=== WHAT IS ASKED ===
Pick every line with "this" from the material below.

=== MATERIAL PROVIDED ===
☆ ☆ ☆ ☆ ☆

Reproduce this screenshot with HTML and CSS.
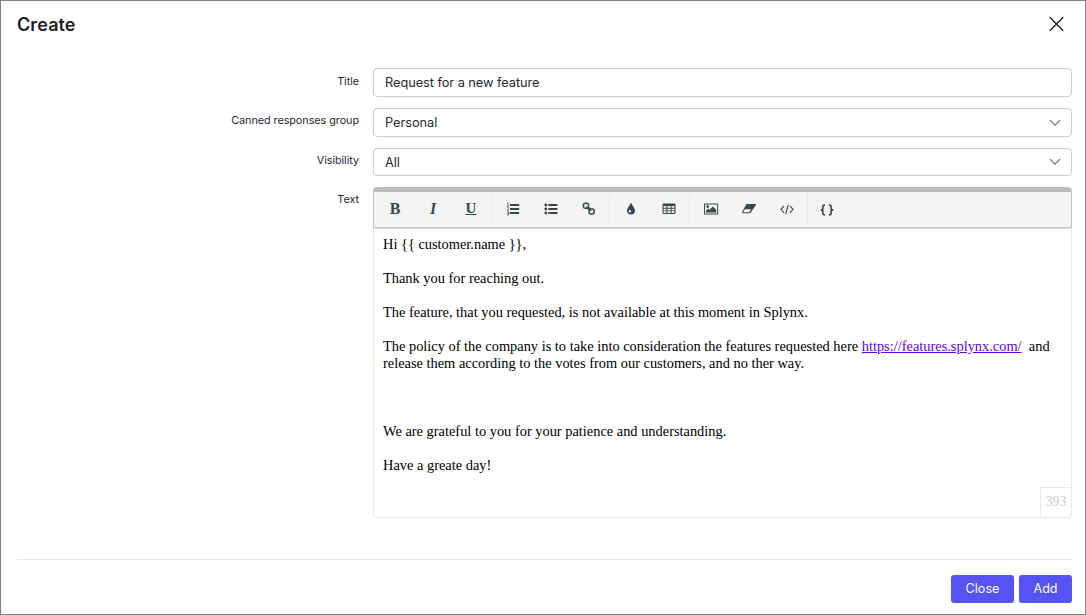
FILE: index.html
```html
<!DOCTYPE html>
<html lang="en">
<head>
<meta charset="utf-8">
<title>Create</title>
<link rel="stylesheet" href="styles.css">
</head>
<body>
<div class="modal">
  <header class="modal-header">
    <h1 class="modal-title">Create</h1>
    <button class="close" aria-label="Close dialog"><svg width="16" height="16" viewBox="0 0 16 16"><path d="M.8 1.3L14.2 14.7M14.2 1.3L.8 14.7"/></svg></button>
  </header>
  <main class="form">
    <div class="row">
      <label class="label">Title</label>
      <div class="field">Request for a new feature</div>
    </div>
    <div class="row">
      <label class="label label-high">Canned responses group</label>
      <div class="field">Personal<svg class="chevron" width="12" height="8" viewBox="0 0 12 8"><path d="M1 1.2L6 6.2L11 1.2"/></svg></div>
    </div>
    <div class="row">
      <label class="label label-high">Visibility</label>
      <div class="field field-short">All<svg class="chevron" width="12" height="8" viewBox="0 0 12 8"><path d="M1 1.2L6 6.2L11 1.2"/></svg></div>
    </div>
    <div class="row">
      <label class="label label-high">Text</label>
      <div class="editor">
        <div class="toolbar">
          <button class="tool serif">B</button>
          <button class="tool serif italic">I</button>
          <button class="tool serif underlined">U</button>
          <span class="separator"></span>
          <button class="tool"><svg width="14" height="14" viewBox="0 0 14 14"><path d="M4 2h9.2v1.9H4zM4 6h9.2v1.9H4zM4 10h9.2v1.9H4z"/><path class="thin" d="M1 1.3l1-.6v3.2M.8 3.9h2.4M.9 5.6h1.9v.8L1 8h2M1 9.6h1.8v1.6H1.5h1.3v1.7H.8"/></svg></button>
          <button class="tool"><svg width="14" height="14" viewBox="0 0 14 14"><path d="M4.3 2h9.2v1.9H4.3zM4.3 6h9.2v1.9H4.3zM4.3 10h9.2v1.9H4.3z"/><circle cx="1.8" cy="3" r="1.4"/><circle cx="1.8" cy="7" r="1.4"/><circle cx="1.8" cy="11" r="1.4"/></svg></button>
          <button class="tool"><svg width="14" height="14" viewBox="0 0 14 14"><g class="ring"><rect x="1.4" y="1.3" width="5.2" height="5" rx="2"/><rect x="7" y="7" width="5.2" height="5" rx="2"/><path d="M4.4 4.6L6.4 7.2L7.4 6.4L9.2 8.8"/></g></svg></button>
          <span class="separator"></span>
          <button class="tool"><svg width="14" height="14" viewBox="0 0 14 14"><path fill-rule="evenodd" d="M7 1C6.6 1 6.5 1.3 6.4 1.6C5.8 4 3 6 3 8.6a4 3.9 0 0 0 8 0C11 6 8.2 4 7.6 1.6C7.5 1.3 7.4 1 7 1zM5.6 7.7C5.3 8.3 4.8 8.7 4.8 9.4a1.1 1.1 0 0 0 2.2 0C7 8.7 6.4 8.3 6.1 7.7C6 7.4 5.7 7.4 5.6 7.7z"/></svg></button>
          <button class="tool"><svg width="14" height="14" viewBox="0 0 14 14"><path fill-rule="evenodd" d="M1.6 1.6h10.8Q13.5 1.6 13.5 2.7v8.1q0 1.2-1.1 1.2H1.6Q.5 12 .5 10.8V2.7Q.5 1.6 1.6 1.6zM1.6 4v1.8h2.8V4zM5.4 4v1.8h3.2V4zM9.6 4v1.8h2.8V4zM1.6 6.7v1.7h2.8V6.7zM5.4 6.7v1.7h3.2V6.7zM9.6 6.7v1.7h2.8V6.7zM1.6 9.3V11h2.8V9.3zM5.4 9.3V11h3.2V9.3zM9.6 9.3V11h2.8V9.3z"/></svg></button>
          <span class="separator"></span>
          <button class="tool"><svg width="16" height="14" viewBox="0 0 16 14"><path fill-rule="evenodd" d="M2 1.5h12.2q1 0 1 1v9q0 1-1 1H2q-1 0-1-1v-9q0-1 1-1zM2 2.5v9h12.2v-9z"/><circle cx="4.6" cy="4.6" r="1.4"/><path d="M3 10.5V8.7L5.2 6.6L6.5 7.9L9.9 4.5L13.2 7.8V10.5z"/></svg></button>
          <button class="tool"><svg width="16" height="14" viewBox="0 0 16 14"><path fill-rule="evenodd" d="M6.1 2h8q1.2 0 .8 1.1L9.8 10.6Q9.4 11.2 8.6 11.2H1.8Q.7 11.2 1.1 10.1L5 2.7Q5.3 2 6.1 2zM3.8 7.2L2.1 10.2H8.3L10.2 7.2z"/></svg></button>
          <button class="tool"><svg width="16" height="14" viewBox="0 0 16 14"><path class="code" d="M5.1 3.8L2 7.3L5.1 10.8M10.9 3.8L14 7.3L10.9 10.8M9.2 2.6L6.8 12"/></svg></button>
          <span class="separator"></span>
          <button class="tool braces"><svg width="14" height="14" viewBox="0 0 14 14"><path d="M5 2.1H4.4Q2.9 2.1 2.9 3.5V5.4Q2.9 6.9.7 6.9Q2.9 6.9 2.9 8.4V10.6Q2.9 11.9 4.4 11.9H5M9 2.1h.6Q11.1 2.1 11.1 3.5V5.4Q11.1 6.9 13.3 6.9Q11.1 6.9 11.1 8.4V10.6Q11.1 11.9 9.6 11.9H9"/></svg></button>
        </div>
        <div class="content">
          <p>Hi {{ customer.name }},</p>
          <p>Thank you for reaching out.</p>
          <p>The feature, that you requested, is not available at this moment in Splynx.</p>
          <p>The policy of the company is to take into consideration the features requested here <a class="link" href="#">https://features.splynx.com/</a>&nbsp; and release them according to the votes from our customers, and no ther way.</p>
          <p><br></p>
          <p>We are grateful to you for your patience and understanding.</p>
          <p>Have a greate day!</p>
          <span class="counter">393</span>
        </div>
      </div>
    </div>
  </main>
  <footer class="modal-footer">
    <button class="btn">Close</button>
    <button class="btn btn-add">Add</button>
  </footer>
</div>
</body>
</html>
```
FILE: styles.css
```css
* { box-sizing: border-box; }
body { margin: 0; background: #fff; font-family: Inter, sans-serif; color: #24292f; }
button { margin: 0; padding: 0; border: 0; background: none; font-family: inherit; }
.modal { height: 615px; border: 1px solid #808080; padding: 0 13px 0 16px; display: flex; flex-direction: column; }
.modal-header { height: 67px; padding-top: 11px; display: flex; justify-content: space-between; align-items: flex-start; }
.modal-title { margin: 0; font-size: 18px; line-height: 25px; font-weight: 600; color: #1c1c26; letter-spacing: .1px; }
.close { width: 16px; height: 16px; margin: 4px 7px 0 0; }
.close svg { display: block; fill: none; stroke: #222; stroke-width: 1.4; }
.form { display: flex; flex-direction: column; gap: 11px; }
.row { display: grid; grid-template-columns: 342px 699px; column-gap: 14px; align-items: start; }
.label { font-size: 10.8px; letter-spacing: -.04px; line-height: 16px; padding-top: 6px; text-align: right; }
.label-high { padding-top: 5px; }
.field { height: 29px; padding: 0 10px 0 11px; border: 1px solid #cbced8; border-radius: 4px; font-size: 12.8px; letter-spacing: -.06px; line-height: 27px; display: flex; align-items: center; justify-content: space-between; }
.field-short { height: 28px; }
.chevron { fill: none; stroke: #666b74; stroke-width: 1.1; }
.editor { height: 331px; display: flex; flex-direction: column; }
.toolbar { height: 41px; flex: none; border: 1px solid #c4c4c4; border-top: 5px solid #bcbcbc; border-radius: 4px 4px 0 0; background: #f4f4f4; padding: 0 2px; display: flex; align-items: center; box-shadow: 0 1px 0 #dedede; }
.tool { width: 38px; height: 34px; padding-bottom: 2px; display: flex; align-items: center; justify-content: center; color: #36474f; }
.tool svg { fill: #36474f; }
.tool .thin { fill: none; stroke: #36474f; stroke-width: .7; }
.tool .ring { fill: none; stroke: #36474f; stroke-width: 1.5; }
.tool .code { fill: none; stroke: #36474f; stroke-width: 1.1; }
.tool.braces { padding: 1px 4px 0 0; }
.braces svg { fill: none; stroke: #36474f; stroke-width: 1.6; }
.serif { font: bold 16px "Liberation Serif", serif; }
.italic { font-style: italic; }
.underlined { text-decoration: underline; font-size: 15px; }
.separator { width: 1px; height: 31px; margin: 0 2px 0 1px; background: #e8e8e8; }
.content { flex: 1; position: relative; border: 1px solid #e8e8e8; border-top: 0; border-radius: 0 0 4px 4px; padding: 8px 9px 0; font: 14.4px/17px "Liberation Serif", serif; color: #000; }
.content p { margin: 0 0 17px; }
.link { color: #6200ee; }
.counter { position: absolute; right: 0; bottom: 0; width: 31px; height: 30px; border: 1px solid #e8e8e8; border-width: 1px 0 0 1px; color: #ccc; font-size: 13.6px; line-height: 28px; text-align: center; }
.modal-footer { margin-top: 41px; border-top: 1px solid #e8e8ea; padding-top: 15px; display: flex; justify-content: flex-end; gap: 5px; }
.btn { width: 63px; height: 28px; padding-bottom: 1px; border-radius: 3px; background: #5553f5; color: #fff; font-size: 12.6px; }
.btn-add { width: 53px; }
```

☆ ☆ ☆ ☆ ☆

=== OUTPUT BELOW ===
Reproduce this screenshot with HTML and CSS.
          <p>The feature, that you requested, is not available at this moment in Splynx.</p>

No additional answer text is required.